Breadth Area(s) Satisfied: GE-UD-3 - Upper Division Arts or Humanities Prerequisites: Completion of GE Areas 1A, 1B, 1C and GE-2 with grade C- (CR) or better (GE Areas A1, A2, A3 and B4 for students on the 2024-25 or earlier catalogs). Strongly Recommended Preparation: Upper division status (greater than 60 earned semester units) and completion of lower division Area 3 requirements (lower division Area C requirements for students on the 2024-25 or earlier catalogs). Possible Instructional Methods: On-ground, or Hybrid, or Online-Asynchronous. Grading: A-F or CR/NC (student choice). Student Learning Outcomes - Upon successful completion of this course students will be able to:
- Discuss Greek history from the Pre-Mycenaean Era through its destruction by the Romans.

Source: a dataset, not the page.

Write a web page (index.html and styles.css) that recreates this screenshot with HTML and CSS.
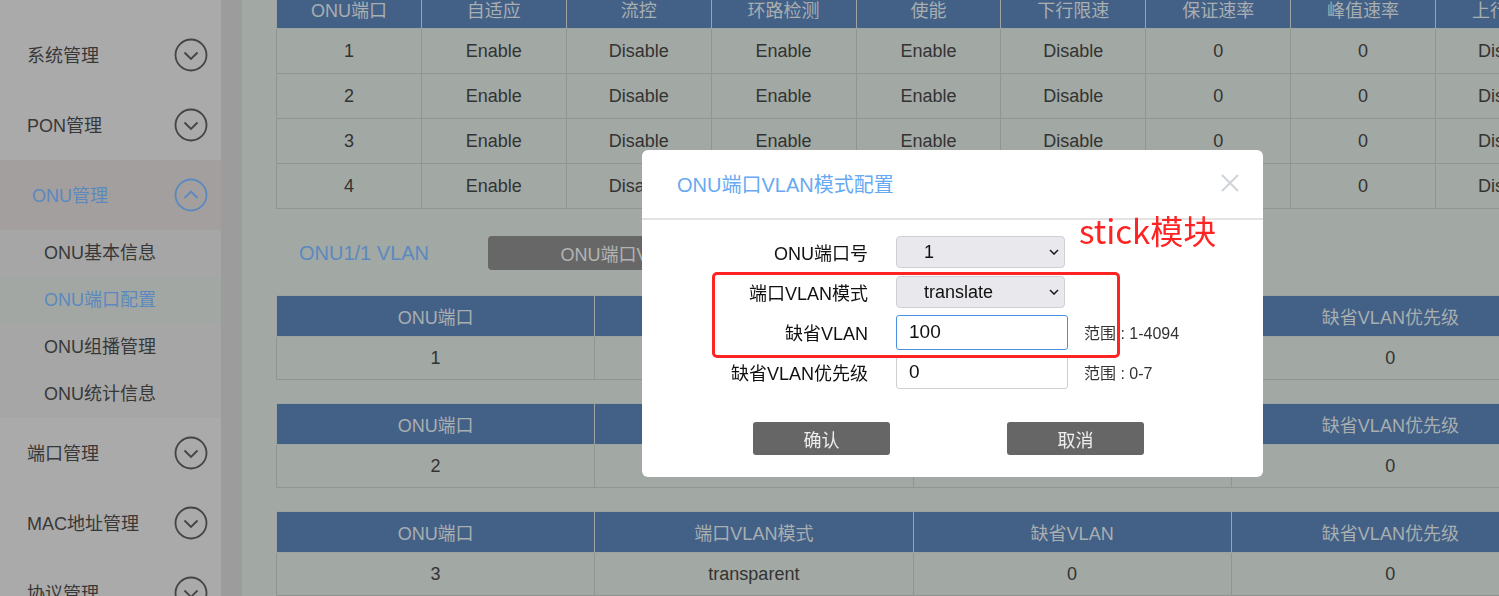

- Utilize basic analytic concepts for assembling, organizing, and interpreting historical evidence, and achieve digital literacy in accessing and presenting historical materials (PLO)
- Critically analyze Greek history through literature, archaeology, art, and through primary and secondary texts.
- Use digital tools to create scholarship and to investigate Greek history.
- Make connections between what happened in the ancient world to what is happening today.
- Compare and contrast different viewpoints of what happened in ancient Greek history and to come to your own conclusion, based on the available evidence.
GE-UD-3. Upper-division Arts or Humanities Learning Outcomes
- Demonstrate an understanding of and ability to apply principles, methodologies, values systems, and thought processes employed in the arts and humanities.
- Analyze cultural production as an expression of, or reflection upon, what it means to be human.
- Demonstrate how the perspectives of the arts or humanities are used by informed, engaged, and reflective citizens to benefit local and global communities.